Norway spy chief Kristiansen quits in secrecy gaffe
- 19 January 2012
- From the section Europe
Norway's head of intelligence Janne Kristiansen has handed in her resignation because she said too much during a parliamentary hearing.
Justice Minister Grete Faremo told reporters that a "potential breach of confidentiality is a very serious matter".
According to a transcript, Ms Kristiansen told the hearing that Norway had agents working in Pakistan.
Reports say Pakistan has asked Norway to explain her remarks.
Ms Kristiansen resigned late on Wednesday night after meeting the justice minister.
A ministry spokesman told the BBC News website that the Norwegian Police Security Service (PST) chief had "drawn her own conclusions".
Head of the PST since November 2009, Ms Kristiansen had already raised eyebrows when she argued that the service could not have been in a position to prevent the bomb attack and shootings carried out by Anders Behring Breivik in July last year.
"Even East Germany's Stasi [secret service] would not have been able to detect this person," she told Norwegian TV after the twin attacks in which 77 people died.

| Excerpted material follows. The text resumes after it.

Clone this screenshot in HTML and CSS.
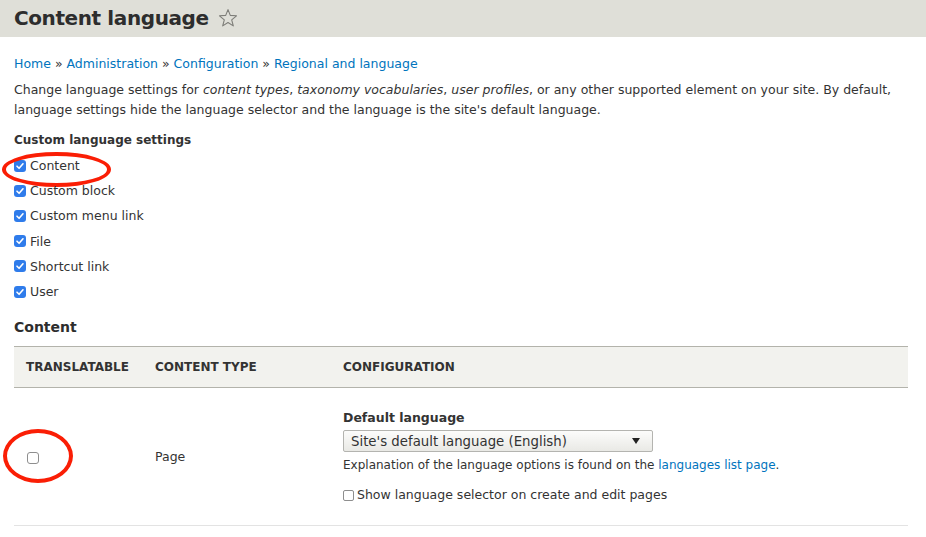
FILE: index.html
```html
<!DOCTYPE html>
<html>
<head>
<meta charset="utf-8">
<link rel="stylesheet" href="styles.css">
</head>
<body>
<header class="page-head">
  <h1 class="title">Content language</h1>
  <svg class="star" width="20" height="20" viewBox="0 0 20 20"><path d="M10 1.6 L12.3 7.4 L18.5 7.8 L13.7 11.8 L15.3 17.9 L10 14.5 L4.7 17.9 L6.3 11.8 L1.5 7.8 L7.7 7.4 Z" fill="none" stroke="#7d7d78" stroke-width="1.1" stroke-linejoin="round"/></svg>
</header>
<main class="content">
  <nav class="crumbs"><a>Home</a> » <a>Administration</a> » <a>Configuration</a> » <a>Regional and language</a></nav>
  <p class="desc">Change language settings for <em>content types</em>, <em>taxonomy vocabularies</em>, <em>user profiles</em>, or any other supported element on your site. By default, language settings hide the language selector and the language is the site's default language.</p>
  <div class="group-label">Custom language settings</div>
  <ul class="checks">
    <li class="marked"><span class="cb on"></span>Content</li>
    <li><span class="cb on"></span>Custom block</li>
    <li><span class="cb on"></span>Custom menu link</li>
    <li><span class="cb on"></span>File</li>
    <li><span class="cb on"></span>Shortcut link</li>
    <li><span class="cb on"></span>User</li>
  </ul>
  <h2 class="section">Content</h2>
  <table class="tbl">
    <thead>
      <tr><th class="c1">Translatable</th><th class="c2">Content type</th><th>Configuration</th></tr>
    </thead>
    <tbody>
      <tr>
        <td class="c1"><span class="mark2"><span class="cb off"></span></span></td>
        <td class="c2">Page</td>
        <td class="cfg">
          <div class="cfg-label">Default language</div>
          <div class="select"><span>Site's default language (English)</span><span class="arrow"></span></div>
          <div class="help">Explanation of the language options is found on the <a>languages list page</a>.</div>
          <div class="opt"><span class="cb off small"></span>Show language selector on create and edit pages</div>
        </td>
      </tr>
    </tbody>
  </table>
</main>
</body>
</html>
```
FILE: styles.css
```css
* { box-sizing: border-box; }
body {
  margin: 0;
  font-family: "DejaVu Sans", Verdana, sans-serif;
  font-size: 12.5px;
  color: #333;
  background: #fff;
}
a { color: #0074bd; text-decoration: none; }
em { font-style: italic; }
.page-head {
  background: #dfdfd8;
  height: 37px;
  padding-left: 14px;
  display: flex;
  align-items: center;
  gap: 9px;
}
.title {
  margin: 0;
  font-size: 20px;
  font-weight: bold;
  color: #2d2d2d;
  line-height: 37px;
  letter-spacing: -0.4px;
}
.star { display: block; margin-top: -1px; }
.content { padding: 0 18px 0 14px; }
.crumbs {
  margin-top: 18px;
  line-height: 18px;
  font-size: 12.5px;
  color: #333;
}
.desc {
  margin: 7px 0 0;
  line-height: 20px;
  font-size: 12.5px;
}
.group-label {
  margin-top: 10px;
  font-weight: bold;
  font-size: 12px;
  line-height: 20px;
}
.checks {
  list-style: none;
  margin: 3px 0 0;
  padding: 0;
}
.checks li {
  height: 25.2px;
  display: flex;
  align-items: center;
  gap: 4px;
  position: relative;
}
.cb {
  width: 12px;
  height: 12px;
  border-radius: 3px;
  display: inline-block;
  flex: none;
}
.cb.on {
  background: #2f7ceb url("data:image/svg+xml,%3Csvg xmlns='http://www.w3.org/2000/svg' viewBox='0 0 12 12'%3E%3Cpath d='M3 6.2 L5.1 8.3 L9 3.8' fill='none' stroke='white' stroke-width='1.6' stroke-linecap='round' stroke-linejoin='round'/%3E%3C/svg%3E") center/12px 12px no-repeat;
}
.cb.off {
  border: 1px solid #8e8e8e;
  background: #fff;
}
.marked::before {
  content: "";
  position: absolute;
  left: -12px;
  top: calc(50% - 13.5px);
  width: 101px;
  height: 27px;
  border: 4px solid #fa1e05;
  border-radius: 50%;
}
.section {
  margin: 13px 0 0;
  font-size: 14px;
  font-weight: bold;
  line-height: 20px;
  color: #2d2d2d;
}
.tbl {
  margin-top: 9px;
  width: 100%;
  border-collapse: collapse;
}
.tbl thead tr {
  background: #f2f2ee;
  border-top: 1px solid #b3b3ab;
  border-bottom: 1px solid #b3b3ab;
}
.tbl th {
  height: 41px;
  text-align: left;
  text-transform: uppercase;
  font-size: 12px;
  font-weight: bold;
  padding: 0 12px;
  color: #333;
}
.tbl th.c1, .tbl td.c1 { width: 129px; }
.tbl td.c1 { padding-left: 13px; }
.tbl th.c2, .tbl td.c2 { width: 188px; }
.tbl tbody tr { border-bottom: 1px solid #e3e3e3; }
.tbl td {
  padding: 0 12px;
  vertical-align: middle;
  height: 138px;
}
.mark2 {
  position: relative;
  display: inline-block;
  width: 12px;
  height: 12px;
  vertical-align: middle;
}
.mark2 .cb { display: block; width: 12px; height: 12px; }
.mark2::before {
  content: "";
  position: absolute;
  left: -24px;
  top: -23px;
  width: 62px;
  height: 46px;
  border: 4px solid #fa1e05;
  border-radius: 50%;
}
.tbl td.cfg { padding-top: 0; }
.cfg-label {
  font-weight: bold;
  font-size: 12.5px;
  line-height: 18px;
}
.select {
  margin-top: 3px;
  width: 310px;
  height: 22px;
  border: 1px solid #b4b4b0;
  border-radius: 2px;
  background: linear-gradient(#fcfcfb, #e9e9e5);
  display: flex;
  align-items: center;
  justify-content: space-between;
  padding: 0 12px 0 7px;
  font-size: 13.3px;
  color: #333;
}
.arrow {
  width: 0;
  height: 0;
  border-left: 4.5px solid transparent;
  border-right: 4.5px solid transparent;
  border-top: 6px solid #222;
}
.help {
  margin-top: 4px;
  font-size: 12px;
  line-height: 18px;
  color: #333;
}
.opt {
  margin-top: 12px;
  display: flex;
  align-items: center;
  gap: 3px;
  font-size: 12.5px;
  line-height: 18px;
}
.cb.small { width: 11px; height: 11px; border-radius: 2px; }
```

She later apologised for the comments.
Norway has 400 troops in Afghanistan as part of the Nato-led force and Ms Kristiansen was apparently asked at the parliamentary hearing about the PST's links with neighbouring Pakistan.

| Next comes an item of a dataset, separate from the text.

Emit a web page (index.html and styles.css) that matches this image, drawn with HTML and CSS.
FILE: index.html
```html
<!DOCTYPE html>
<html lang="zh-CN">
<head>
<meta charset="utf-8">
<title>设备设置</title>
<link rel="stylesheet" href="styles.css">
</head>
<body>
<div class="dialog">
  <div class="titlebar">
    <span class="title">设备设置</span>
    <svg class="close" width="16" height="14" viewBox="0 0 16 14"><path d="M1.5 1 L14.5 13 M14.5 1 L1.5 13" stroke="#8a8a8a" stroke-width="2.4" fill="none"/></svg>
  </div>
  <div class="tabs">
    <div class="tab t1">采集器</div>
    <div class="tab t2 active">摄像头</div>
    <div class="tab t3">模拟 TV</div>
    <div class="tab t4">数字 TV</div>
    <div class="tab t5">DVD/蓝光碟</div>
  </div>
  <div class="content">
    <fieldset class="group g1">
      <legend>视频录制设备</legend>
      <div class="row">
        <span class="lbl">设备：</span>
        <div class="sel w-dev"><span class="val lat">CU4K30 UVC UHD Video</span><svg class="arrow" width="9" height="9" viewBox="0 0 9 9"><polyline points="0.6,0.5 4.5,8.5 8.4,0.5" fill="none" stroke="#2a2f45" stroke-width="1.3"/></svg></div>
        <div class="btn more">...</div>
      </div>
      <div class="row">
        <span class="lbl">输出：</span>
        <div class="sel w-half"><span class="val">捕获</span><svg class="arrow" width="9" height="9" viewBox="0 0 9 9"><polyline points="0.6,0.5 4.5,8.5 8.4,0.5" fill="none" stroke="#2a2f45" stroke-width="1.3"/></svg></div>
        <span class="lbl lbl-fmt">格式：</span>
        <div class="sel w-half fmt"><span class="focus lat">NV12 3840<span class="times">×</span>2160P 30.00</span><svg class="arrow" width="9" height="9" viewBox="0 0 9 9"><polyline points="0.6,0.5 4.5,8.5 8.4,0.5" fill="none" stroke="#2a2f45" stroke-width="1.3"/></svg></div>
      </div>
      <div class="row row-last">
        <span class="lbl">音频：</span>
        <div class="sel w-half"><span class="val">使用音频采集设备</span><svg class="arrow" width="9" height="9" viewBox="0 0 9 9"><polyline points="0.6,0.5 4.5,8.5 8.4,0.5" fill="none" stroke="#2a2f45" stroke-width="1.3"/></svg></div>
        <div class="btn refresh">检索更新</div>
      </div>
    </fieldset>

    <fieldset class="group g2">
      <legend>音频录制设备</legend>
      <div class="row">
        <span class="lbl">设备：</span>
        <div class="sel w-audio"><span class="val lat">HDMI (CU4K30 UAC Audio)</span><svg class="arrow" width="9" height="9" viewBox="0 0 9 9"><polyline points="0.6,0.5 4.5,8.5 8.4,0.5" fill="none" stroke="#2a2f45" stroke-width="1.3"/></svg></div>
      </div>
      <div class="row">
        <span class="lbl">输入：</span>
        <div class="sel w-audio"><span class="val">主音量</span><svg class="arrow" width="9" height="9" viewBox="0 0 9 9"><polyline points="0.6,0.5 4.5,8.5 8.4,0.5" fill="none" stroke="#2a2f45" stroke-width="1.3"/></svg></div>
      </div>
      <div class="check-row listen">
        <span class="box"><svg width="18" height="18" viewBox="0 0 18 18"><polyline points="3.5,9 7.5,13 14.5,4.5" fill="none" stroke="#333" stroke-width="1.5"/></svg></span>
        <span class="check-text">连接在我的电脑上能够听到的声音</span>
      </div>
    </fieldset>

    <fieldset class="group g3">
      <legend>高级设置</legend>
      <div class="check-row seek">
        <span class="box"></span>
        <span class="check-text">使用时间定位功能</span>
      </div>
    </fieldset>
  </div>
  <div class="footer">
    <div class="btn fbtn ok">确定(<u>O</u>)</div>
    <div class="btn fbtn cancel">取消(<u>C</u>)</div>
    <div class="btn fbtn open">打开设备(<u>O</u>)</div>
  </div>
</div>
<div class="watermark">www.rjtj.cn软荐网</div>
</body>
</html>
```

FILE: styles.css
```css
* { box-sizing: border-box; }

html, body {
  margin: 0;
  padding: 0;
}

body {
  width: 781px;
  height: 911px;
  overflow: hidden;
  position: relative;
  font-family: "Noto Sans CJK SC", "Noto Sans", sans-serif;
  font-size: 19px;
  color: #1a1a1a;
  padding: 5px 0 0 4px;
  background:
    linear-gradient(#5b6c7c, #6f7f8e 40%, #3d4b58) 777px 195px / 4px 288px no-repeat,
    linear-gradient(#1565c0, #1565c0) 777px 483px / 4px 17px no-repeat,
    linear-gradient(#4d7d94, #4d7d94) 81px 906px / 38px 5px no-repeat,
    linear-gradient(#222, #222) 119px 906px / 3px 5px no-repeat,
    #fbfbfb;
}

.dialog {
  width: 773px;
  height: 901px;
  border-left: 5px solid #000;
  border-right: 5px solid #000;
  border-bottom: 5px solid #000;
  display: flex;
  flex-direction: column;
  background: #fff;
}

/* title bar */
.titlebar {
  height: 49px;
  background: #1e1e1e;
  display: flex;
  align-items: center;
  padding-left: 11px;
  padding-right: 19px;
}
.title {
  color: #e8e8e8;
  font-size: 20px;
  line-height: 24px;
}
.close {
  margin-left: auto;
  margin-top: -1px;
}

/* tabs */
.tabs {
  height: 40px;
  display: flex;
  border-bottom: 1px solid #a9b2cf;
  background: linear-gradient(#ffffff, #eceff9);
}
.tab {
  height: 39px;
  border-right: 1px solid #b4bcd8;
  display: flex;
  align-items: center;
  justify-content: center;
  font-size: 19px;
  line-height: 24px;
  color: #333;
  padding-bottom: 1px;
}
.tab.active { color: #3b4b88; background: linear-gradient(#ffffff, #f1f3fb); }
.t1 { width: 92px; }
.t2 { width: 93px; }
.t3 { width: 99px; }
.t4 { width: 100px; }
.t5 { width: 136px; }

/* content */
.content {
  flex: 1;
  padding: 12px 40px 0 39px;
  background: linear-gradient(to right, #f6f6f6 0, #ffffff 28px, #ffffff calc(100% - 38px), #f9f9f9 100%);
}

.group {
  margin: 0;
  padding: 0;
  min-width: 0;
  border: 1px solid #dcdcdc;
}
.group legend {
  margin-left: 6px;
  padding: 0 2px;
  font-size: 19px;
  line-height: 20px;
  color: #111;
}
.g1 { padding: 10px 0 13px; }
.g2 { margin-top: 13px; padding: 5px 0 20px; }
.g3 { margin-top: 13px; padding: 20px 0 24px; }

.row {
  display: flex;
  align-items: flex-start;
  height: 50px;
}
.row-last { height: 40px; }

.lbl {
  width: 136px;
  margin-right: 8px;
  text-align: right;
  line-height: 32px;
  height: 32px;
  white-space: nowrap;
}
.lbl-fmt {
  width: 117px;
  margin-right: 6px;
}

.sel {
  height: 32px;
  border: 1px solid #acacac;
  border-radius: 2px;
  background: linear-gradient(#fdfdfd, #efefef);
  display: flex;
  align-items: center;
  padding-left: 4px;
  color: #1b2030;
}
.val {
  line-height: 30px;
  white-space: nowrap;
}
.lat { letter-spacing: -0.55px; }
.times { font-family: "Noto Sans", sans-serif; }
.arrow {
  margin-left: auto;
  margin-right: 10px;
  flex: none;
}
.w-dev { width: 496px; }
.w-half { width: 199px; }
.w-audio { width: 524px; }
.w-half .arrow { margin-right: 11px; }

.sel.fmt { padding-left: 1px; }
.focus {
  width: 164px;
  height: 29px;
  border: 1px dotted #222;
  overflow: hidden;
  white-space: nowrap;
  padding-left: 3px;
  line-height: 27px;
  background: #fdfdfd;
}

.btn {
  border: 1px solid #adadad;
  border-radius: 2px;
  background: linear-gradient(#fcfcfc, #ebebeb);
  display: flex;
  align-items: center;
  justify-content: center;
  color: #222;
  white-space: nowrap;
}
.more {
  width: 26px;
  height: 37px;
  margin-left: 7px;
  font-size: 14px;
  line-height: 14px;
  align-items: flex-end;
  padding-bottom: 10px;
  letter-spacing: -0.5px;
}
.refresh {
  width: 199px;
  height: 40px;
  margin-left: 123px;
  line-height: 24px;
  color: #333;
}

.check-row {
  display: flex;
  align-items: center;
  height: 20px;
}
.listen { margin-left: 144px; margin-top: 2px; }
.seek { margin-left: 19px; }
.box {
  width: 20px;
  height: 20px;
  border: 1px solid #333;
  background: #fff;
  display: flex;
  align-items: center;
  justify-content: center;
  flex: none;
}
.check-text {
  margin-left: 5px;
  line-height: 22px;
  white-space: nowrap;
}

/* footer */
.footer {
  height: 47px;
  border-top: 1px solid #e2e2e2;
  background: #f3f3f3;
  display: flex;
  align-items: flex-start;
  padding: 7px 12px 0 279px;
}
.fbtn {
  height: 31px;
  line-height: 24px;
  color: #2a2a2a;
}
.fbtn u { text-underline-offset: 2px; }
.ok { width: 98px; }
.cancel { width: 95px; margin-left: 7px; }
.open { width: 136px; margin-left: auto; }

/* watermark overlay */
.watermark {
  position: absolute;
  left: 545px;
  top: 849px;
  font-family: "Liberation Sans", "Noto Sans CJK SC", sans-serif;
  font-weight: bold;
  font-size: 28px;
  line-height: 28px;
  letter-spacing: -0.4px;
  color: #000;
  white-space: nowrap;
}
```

In the transcript, she answers a question from MP Akhtar Chaudhry about the extent of the PST's links with Pakistan. Although she indicates that the PST does not have its own relationship with Pakistan intelligence, she says the Norwegian armed forces' intelligence agency, or E service, does.
"The E service has its representatives in these countries, so we co-operate via the E service about this country."
Norwegian media say army intelligence has never confirmed operating agents in Pakistan. Unconfirmed reports also say the Pakistan authorities have summoned Norway's ambassador in Islamabad to explain Ms Kristiansen's remarks.
Her role as head of the PST will be taken by her deputy, Roger Berg.